Illumina developed BaseSpace Suite, a comprehensive, streamlined and fully integrated informatics solution to support end-to-end genomic sequencing. BaseSpace Suite consists of four key components built on an integrated software platform, and the suite as a whole is tightly integrated with Illumina sequencing instruments.

The first component of BaseSpace Suite is Clarity LIMS. Clarity is used to manage and track samples throughout the entire workflow, reducing errors and ensuring the traceability necessary in regulated environments.

Once generated, sequence data is automatically uploaded into Sequence Hub (previously BaseSpace Cloud), a safe and secure cloud environment to hold the increasing volume of sequence data. Sequence Hub has over 70 apps that can be pipelined together to perform secondary analysis, including customer-developed pipelines. Sequence Hub is also a collaboration environment allowing researchers to share data and analyses to advance genomic knowledge.

Once secondary analysis has been done, variant calling, based on rules defined by users, identifies variants of interest in the sample. BaseSpace Suite provides Variant Interpreter (currently shipping in Beta) for this task.

The final key stage of genomic data analysis is to move from the individual patient to a cohort view.

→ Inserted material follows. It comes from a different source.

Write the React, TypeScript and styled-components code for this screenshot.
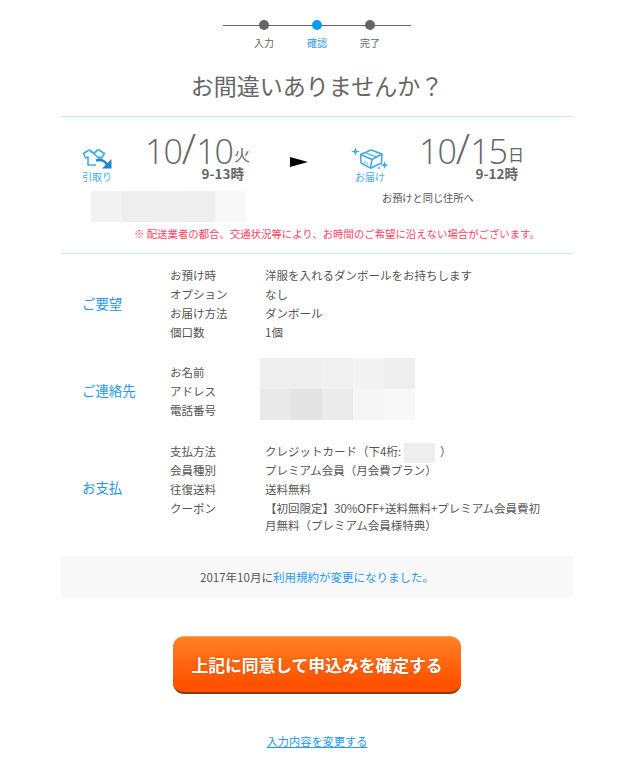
import React from "react";
import styled, { createGlobalStyle } from "styled-components";

const GlobalStyle = createGlobalStyle`
  html, body {
    margin: 0;
    padding: 0;
    background: #fff;
    overflow: hidden;
  }
  body {
    font-family: "Noto Sans CJK JP", "Noto Sans", "Liberation Sans", sans-serif;
    color: #555;
  }
`;

const steps = [
  { label: "入力", active: false },
  { label: "確認", active: true },
  { label: "完了", active: false },
];

const sections = [
  {
    title: "ご要望",
    rows: [
      { label: "お預け時", value: "洋服を入れるダンボールをお持ちします" },
      { label: "オプション", value: "なし" },
      { label: "お届け方法", value: "ダンボール" },
      { label: "個口数", value: "1個" },
    ],
  },
  {
    title: "ご連絡先",
    mosaic: true,
    rows: [
      { label: "お名前", value: "" },
      { label: "アドレス", value: "" },
      { label: "電話番号", value: "" },
    ],
  },
  {
    title: "お支払",
    rows: [
      { label: "支払方法", value: "card" },
      { label: "会員種別", value: "プレミアム会員（月会費プラン）" },
      { label: "往復送料", value: "送料無料" },
      {
        label: "クーポン",
        compact: true,
        value: "【初回限定】30%OFF+送料無料+プレミアム会員費初月無料（プレミアム会員様特典）",
      },
    ],
  },
];

const addressCells = ["#f3f3f3", "#eeeeee", "#efefef", "#eeeeee", "#f8f8f8"];
const contactCells = [
  "#eeeeee", "#eeeeee", "#f0f0f0", "#f3f3f3", "#eeeeee",
  "#e9e9e9", "#e4e4e4", "#ebebeb", "#f6f6f6", "#f8f8f8",
];

function ShirtIcon() {
  return (
    <svg width="32" height="24" viewBox="0 0 32 24" fill="none">
      <path
        d="M8 5 L2.5 8.5 L4.5 13 L7 12 L7 20 L15 20 M18 13.5 L18 12 L20.5 13 L23.5 8.5 L18 5 L16 5 C15 8.5 10 8.5 9 5 Z"
        stroke="#3fa9e6"
        strokeWidth="1.6"
        strokeLinejoin="round"
      />
      <path d="M15 15.5 C20 14 24 16 26.5 20" stroke="#1c86d1" strokeWidth="2.6" />
      <path d="M30.5 14 L30.5 23.5 L21 23.5 Z" fill="#1c86d1" />
    </svg>
  );
}

function BoxIcon() {
  return (
    <svg width="38" height="26" viewBox="0 0 38 26" fill="none">
      <path d="M4.5 4 L5.6 7.4 L9 8.5 L5.6 9.6 L4.5 13 L3.4 9.6 L0 8.5 L3.4 7.4 Z" fill="#3fa9e6" />
      <path d="M33.5 18 L34.5 21 L37.5 22 L34.5 23 L33.5 26 L32.5 23 L29.5 22 L32.5 21 Z" fill="#3fa9e6" />
      <path d="M28 23 L28.5 24.5 L30 25 L28.5 25.5 L28 27 L27.5 25.5 L26 25 L27.5 24.5 Z" fill="#3fa9e6" />
      <path
        d="M9.5 11.5 L20 7 L31 11 L21 16.5 Z M9.5 11.5 L10 20 L19.5 25.2 L30.5 20 L31 11 M21 16.5 L19.5 25.2"
        stroke="#3fa9e6"
        strokeWidth="1.5"
        strokeLinejoin="round"
      />
      <path d="M14 9.5 L25 14" stroke="#3fa9e6" strokeWidth="1.3" />
      <path d="M13 17.5 L17 19.5 L17 22 L13 20 Z" fill="#a8d8f4" />
    </svg>
  );
}

export default function App() {
  return (
    <Page>
      <GlobalStyle />
      <Stepper>
        {steps.map((step) => (
          <Step key={step.label}>
            <Dot $active={step.active} />
            <StepLabel $active={step.active}>{step.label}</StepLabel>
          </Step>
        ))}
      </Stepper>

      <Title>お間違いありませんか？</Title>

      <Schedule>
        <Trips>
          <Trip $indent={20} $gap={32}>
            <TripIcon>
              <ShirtIcon />
              <TripIconLabel>引取り</TripIconLabel>
            </TripIcon>
            <TripDate>
              <DateLine>
                <DateNumber>10</DateNumber>
                <DateSlash>/</DateSlash>
                <DateNumber>10</DateNumber>
                <DateWeekday>火</DateWeekday>
              </DateLine>
              <DateTime>9-13時</DateTime>
            </TripDate>
          </Trip>
          <Arrow />
          <Trip $indent={43} $gap={30}>
            <TripIcon>
              <BoxIcon />
              <TripIconLabel>お届け</TripIconLabel>
            </TripIcon>
            <TripDate>
              <DateLine>
                <DateNumber>10</DateNumber>
                <DateSlash>/</DateSlash>
                <DateNumber>15</DateNumber>
                <DateWeekday>日</DateWeekday>
              </DateLine>
              <DateTime>9-12時</DateTime>
            </TripDate>
          </Trip>
        </Trips>
        <Addresses>
          <AddressMosaic>
            {addressCells.map((color, i) => (
              <MosaicCell key={i} $color={color} />
            ))}
          </AddressMosaic>
          <SameAddress>お預けと同じ住所へ</SameAddress>
        </Addresses>
        <Warning>※ 配送業者の都合、交通状況等により、お時間のご希望に沿えない場合がございます。</Warning>
      </Schedule>

      <Details>
        {sections.map((section) => (
          <Section key={section.title}>
            <SectionTitle>{section.title}</SectionTitle>
            <Rows>
              {section.mosaic && (
                <ContactMosaic>
                  {contactCells.map((color, i) => (
                    <MosaicCell key={i} $color={color} />
                  ))}
                </ContactMosaic>
              )}
              {section.rows.map((row) => (
                <Row key={row.label}>
                  <RowLabel>{row.label}</RowLabel>
                  <RowValue $compact={"compact" in row}>
                    {row.value === "card" ? (
                      <>
                        クレジットカード（下4桁:
                        <CardMosaic />）
                      </>
                    ) : (
                      row.value
                    )}
                  </RowValue>
                </Row>
              ))}
            </Rows>
          </Section>
        ))}
      </Details>

      <Notice>
        2017年10月に<NoticeLink>利用規約が変更になりました。</NoticeLink>
      </Notice>

      <ConfirmButton>上記に同意して申込みを確定する</ConfirmButton>
      <ChangeLink>入力内容を変更する</ChangeLink>
    </Page>
  );
}

const Page = styled.div`
  width: 512px;
  height: 758px;
  margin-left: 61px;
  display: flex;
  flex-direction: column;
  align-items: center;
  overflow: hidden;
`;

const Stepper = styled.div`
  width: 188px;
  margin-top: 20px;
  display: flex;
  justify-content: center;
  gap: 23px;
  background: linear-gradient(#666, #666) no-repeat 0 5px / 100% 1px;
`;

const Step = styled.div`
  width: 30px;
  display: flex;
  flex-direction: column;
  align-items: center;
`;

const Dot = styled.span<{ $active: boolean }>`
  width: 10px;
  height: 10px;
  border-radius: 50%;
  background: ${(p) => (p.$active ? "#0a9cf0" : "#666")};
`;

const StepLabel = styled.span<{ $active: boolean }>`
  margin-top: 5px;
  font-size: 10px;
  line-height: 15px;
  color: ${(p) => (p.$active ? "#2d9cec" : "#666")};
`;

const Title = styled.h1`
  margin: 19px 0 0;
  font-size: 23px;
  line-height: 32px;
  font-weight: 400;
  color: #666;
`;

const Schedule = styled.section`
  width: 100%;
  box-sizing: border-box;
  height: 138px;
  margin-top: 15px;
  border-top: 1px solid #c9e7f6;
  border-bottom: 1px solid #c9e7f6;
  display: flex;
  flex-direction: column;
`;

const Trips = styled.div`
  box-sizing: border-box;
  height: 74px;
  padding-top: 13px;
  display: grid;
  grid-template-columns: 229px 18px 1fr;
  align-items: start;
`;

const Trip = styled.div<{ $indent: number; $gap: number }>`
  padding-left: ${(p) => p.$indent}px;
  display: flex;
  align-items: flex-end;
  gap: ${(p) => p.$gap}px;
`;

const TripIcon = styled.div`
  display: flex;
  flex-direction: column;
  align-items: center;
`;

const TripIconLabel = styled.span`
  margin: 2px 0 -2px;
  font-size: 10px;
  line-height: 12px;
  color: #49ade8;
`;

const TripDate = styled.div`
  display: flex;
  flex-direction: column;
  align-items: flex-end;
`;

const DateLine = styled.div`
  height: 35px;
  line-height: 36px;
  white-space: nowrap;
  color: #666;
`;

const DateNumber = styled.span`
  font-family: "Open Sans", sans-serif;
  font-size: 34px;
  font-weight: 300;
  letter-spacing: -1px;
`;

const DateSlash = styled.span`
  font-family: "Open Sans", sans-serif;
  font-size: 42px;
  line-height: 36px;
  font-weight: 300;
`;

const DateWeekday = styled.span`
  margin-left: 1px;
  font-size: 16px;
  vertical-align: 3px;
`;

const DateTime = styled.span`
  padding-right: 6px;
  font-size: 13.5px;
  line-height: 16px;
  font-weight: 700;
  color: #666;
`;

const Arrow = styled.span`
  width: 0;
  height: 0;
  margin-top: 27px;
  border-left: 18px solid #000;
  border-top: 5px solid transparent;
  border-bottom: 5px solid transparent;
`;

const Addresses = styled.div`
  display: flex;
  align-items: flex-start;
`;

const AddressMosaic = styled.div`
  display: grid;
  grid-template-columns: repeat(5, 31px);
  grid-auto-rows: 31px;
  margin-left: 30px;
`;

const MosaicCell = styled.span<{ $color: string }>`
  background: ${(p) => p.$color};
`;

const SameAddress = styled.span`
  margin-left: 136px;
  margin-top: -1px;
  font-size: 10.2px;
  line-height: 16px;
`;

const Warning = styled.p`
  margin: 5px 0 0 73px;
  font-size: 10.4px;
  line-height: 14px;
  white-space: nowrap;
  color: #ff4466;
`;

const Details = styled.div`
  width: 100%;
  margin-top: 12px;
  display: flex;
  flex-direction: column;
  gap: 21px;
`;

const Section = styled.section`
  display: grid;
  grid-template-columns: 109px 1fr;
  align-items: center;

  &:last-child {
    margin-top: 1px;
  }
`;

const SectionTitle = styled.h2`
  margin: 0 0 3px 21px;
  font-size: 13.4px;
  line-height: 20px;
  font-weight: 400;
  color: #2398ec;
`;

const Rows = styled.div`
  position: relative;
  display: flex;
  flex-direction: column;
`;

const ContactMosaic = styled.div`
  position: absolute;
  left: 90px;
  top: -5px;
  display: grid;
  grid-template-columns: repeat(5, 31px);
  grid-auto-rows: 31px;
`;

const Row = styled.div`
  display: grid;
  grid-template-columns: 95px 285px;
  font-size: 11.5px;
  line-height: 19px;
`;

const RowLabel = styled.span`
  color: #555;
`;

const RowValue = styled.span<{ $compact: boolean }>`
  color: #555;
  line-height: ${(p) => (p.$compact ? "17px" : "19px")};
  padding-top: ${(p) => (p.$compact ? "1px" : "0")};
`;

const CardMosaic = styled.span`
  display: inline-block;
  width: 31px;
  height: 20px;
  margin: -2px 5px -2px 3px;
  vertical-align: middle;
  background: #eee;
`;

const Notice = styled.div`
  width: 100%;
  height: 42px;
  margin-top: 22px;
  background: #f8f8f8;
  display: flex;
  align-items: center;
  justify-content: center;
  font-size: 11.5px;
  color: #555;
`;

const NoticeLink = styled.span`
  color: #2398ec;
`;

const ConfirmButton = styled.button`
  width: 288px;
  height: 58px;
  margin-top: 38px;
  padding: 0;
  border: 0;
  border-top: 1px solid #f0a060;
  border-bottom: 2px solid #8a3a10;
  border-radius: 11px;
  background: linear-gradient(#ff8222, #ff5100 85%);
  font-family: inherit;
  font-size: 16.8px;
  font-weight: 700;
  color: #fff;
  text-shadow: 0 0 2px rgba(160, 60, 0, 0.6);
`;

const ChangeLink = styled.a`
  margin-top: 39px;
  font-size: 11.2px;
  line-height: 16px;
  color: #2398ec;
  text-decoration: underline;
`;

BaseSpace Cohort Analyzer allows users without advanced bioinformatics experience, or no access to bioinformatics resources, to aggregate and analyze cohorts of patients by integrating complete clinical records with genomics data.

BaseSpace Suite provides the streamlined, comprehensive acquisition and analysis capabilities necessary to derive greater and higher quality answers from genomic data.